Perhaps it’s obvious, but make sure any gear you work on has been unplugged for at least a couple of minutes before you start poking around. Most equipment has 117V AC floating around inside, unless it’s powered by a wall wart, and tube gear can have upwards of 400V in exposed places, or stored in capacitors, and that can kill you dead as a mackerel. Use caution.

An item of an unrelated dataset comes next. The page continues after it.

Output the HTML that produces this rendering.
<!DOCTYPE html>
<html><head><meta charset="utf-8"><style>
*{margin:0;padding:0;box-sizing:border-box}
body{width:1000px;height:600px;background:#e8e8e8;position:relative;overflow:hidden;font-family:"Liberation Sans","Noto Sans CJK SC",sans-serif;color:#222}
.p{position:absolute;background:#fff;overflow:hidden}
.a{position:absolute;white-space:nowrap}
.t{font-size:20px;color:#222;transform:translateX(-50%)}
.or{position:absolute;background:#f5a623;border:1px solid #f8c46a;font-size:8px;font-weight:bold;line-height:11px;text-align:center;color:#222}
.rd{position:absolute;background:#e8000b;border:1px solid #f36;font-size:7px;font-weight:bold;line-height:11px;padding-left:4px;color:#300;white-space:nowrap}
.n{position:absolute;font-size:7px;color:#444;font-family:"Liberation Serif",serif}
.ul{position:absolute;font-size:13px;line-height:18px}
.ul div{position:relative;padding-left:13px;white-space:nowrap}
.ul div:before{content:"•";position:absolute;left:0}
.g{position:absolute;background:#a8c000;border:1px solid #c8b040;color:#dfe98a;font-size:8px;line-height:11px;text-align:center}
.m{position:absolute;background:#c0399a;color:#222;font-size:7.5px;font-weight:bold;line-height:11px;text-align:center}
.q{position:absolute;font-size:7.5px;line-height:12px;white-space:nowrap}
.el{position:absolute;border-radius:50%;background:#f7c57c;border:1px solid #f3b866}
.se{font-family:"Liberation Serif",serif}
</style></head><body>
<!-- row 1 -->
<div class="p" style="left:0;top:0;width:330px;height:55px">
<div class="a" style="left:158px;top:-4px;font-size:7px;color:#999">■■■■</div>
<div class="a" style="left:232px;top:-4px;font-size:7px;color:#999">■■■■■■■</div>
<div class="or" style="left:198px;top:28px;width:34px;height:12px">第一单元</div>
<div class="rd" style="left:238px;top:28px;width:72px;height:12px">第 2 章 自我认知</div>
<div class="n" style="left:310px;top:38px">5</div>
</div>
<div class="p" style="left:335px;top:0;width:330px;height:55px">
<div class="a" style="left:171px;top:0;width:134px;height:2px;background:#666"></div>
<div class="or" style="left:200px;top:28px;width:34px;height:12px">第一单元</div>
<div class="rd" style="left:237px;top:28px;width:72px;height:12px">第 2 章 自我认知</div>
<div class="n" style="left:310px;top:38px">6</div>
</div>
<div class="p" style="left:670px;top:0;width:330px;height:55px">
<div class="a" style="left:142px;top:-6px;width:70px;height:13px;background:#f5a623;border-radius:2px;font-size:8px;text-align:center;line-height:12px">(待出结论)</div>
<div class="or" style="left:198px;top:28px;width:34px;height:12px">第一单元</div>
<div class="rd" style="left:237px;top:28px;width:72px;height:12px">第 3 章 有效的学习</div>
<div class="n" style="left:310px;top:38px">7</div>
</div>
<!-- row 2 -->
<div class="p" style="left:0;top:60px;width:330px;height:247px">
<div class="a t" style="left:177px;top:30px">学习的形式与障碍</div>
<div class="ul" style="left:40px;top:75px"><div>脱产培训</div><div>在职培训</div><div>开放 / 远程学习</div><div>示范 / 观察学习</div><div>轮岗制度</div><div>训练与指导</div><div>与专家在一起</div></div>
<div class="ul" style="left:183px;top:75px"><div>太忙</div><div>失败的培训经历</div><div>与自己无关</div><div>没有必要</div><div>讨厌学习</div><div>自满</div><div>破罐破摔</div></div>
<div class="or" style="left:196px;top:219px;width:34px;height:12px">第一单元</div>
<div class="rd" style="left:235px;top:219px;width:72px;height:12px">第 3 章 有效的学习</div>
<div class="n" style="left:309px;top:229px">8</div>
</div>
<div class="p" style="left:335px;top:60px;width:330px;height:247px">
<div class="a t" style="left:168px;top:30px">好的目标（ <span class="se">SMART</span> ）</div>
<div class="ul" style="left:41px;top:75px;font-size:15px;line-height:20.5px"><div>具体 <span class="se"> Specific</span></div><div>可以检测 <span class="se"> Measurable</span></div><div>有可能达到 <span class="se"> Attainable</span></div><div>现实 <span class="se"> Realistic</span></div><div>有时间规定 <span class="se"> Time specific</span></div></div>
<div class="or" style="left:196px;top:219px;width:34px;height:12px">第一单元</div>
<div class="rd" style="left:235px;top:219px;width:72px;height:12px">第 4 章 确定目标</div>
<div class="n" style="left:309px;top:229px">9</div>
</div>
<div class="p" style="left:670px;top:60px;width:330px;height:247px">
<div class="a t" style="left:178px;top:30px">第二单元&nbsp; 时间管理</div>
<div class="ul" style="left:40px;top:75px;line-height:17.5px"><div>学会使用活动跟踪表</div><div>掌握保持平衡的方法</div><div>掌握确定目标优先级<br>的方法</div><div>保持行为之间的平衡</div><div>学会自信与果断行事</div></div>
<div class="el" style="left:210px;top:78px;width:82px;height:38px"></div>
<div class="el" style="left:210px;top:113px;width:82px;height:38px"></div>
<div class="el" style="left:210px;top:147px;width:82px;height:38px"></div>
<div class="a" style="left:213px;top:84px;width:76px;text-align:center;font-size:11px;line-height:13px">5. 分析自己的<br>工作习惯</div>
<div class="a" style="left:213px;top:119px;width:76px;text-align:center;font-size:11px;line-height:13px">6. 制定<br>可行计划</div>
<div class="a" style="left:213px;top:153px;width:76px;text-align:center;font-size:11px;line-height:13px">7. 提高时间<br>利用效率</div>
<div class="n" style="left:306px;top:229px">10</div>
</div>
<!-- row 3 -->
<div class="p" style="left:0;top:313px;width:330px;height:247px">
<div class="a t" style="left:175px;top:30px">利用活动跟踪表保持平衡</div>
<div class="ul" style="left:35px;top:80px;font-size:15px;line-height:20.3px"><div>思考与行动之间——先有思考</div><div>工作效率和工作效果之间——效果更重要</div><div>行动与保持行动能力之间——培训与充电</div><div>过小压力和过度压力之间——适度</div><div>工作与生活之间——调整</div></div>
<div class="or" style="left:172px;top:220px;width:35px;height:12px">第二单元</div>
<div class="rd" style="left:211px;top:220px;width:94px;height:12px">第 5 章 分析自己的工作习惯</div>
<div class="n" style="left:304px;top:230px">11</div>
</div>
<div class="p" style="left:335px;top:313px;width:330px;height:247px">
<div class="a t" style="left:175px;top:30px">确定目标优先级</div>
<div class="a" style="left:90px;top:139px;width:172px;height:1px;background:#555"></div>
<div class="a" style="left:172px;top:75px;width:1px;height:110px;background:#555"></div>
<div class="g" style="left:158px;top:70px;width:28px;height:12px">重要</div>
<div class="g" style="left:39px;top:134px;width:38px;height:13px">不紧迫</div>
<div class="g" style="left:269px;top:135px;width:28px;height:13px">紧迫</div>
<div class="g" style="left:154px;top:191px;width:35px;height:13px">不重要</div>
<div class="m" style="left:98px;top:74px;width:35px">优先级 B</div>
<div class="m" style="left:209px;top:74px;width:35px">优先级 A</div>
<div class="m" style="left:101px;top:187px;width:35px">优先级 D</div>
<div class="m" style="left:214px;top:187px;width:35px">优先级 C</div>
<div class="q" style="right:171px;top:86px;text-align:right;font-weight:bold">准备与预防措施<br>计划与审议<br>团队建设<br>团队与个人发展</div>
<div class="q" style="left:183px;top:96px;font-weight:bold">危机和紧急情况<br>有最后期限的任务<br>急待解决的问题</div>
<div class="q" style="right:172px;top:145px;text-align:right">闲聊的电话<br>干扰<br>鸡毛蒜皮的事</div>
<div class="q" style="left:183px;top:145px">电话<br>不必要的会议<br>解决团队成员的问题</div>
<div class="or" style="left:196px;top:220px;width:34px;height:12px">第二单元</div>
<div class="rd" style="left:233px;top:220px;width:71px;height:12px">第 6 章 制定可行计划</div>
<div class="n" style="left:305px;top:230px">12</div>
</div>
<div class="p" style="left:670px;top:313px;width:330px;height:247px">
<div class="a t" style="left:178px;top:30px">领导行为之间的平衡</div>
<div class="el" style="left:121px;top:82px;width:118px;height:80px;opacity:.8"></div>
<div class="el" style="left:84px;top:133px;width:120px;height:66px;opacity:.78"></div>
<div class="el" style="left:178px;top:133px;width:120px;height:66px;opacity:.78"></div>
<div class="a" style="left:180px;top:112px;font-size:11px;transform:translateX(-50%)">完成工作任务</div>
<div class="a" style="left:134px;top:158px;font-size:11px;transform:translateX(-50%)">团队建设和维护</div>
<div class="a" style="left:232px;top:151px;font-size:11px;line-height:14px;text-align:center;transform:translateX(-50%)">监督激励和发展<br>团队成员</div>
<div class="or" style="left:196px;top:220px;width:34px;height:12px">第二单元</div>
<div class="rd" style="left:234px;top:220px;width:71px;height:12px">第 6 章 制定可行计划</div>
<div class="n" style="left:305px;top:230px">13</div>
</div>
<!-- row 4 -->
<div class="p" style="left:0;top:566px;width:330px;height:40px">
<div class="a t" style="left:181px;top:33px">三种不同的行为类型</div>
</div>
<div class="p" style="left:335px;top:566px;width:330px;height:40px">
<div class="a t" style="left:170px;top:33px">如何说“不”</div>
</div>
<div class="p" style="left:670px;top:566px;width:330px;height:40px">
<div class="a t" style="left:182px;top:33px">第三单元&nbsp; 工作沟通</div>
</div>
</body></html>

When should you throw in the towel? Unfortunately, there’s no clear answer—it depends how many bits are failing, how hard replacements are to find, how much you cherish the piece, and how much time and money you’re willing to invest in rehab. One good rule of thumb: if you find yourself hesitating to take the gear to a gig or schedule it for an important session, for fear it may prove unreliable, it’s probably time to put it out to pasture.

 

One more thing

This may not be welcome advice, but it’s unfortunately true: you’re usually better off buying higher-priced gear. Cheap equipment had to have its costs cut someplace, and usually manufacturers do that with cheaper parts that have lower voltage and temperature ratings; these are more likely to fail. Cheap gear also uses smaller power transformers, which generate more heat; if the transformer is inside the chassis, this can make the whole box run hotter.

Maybe nothing lasts forever—entropy still rules—but with some care you can keep the music flowing for years and years. The rules (not unique to audio) are straightforward: Use good stuff, use protection, keep it clean, and keep it cool.

 

Paul J. Stamler is a recording engineer, folk musician, and student of the Zen Of Electronics—”the quietest capacitor is no capacitor”— in the St. Louis area.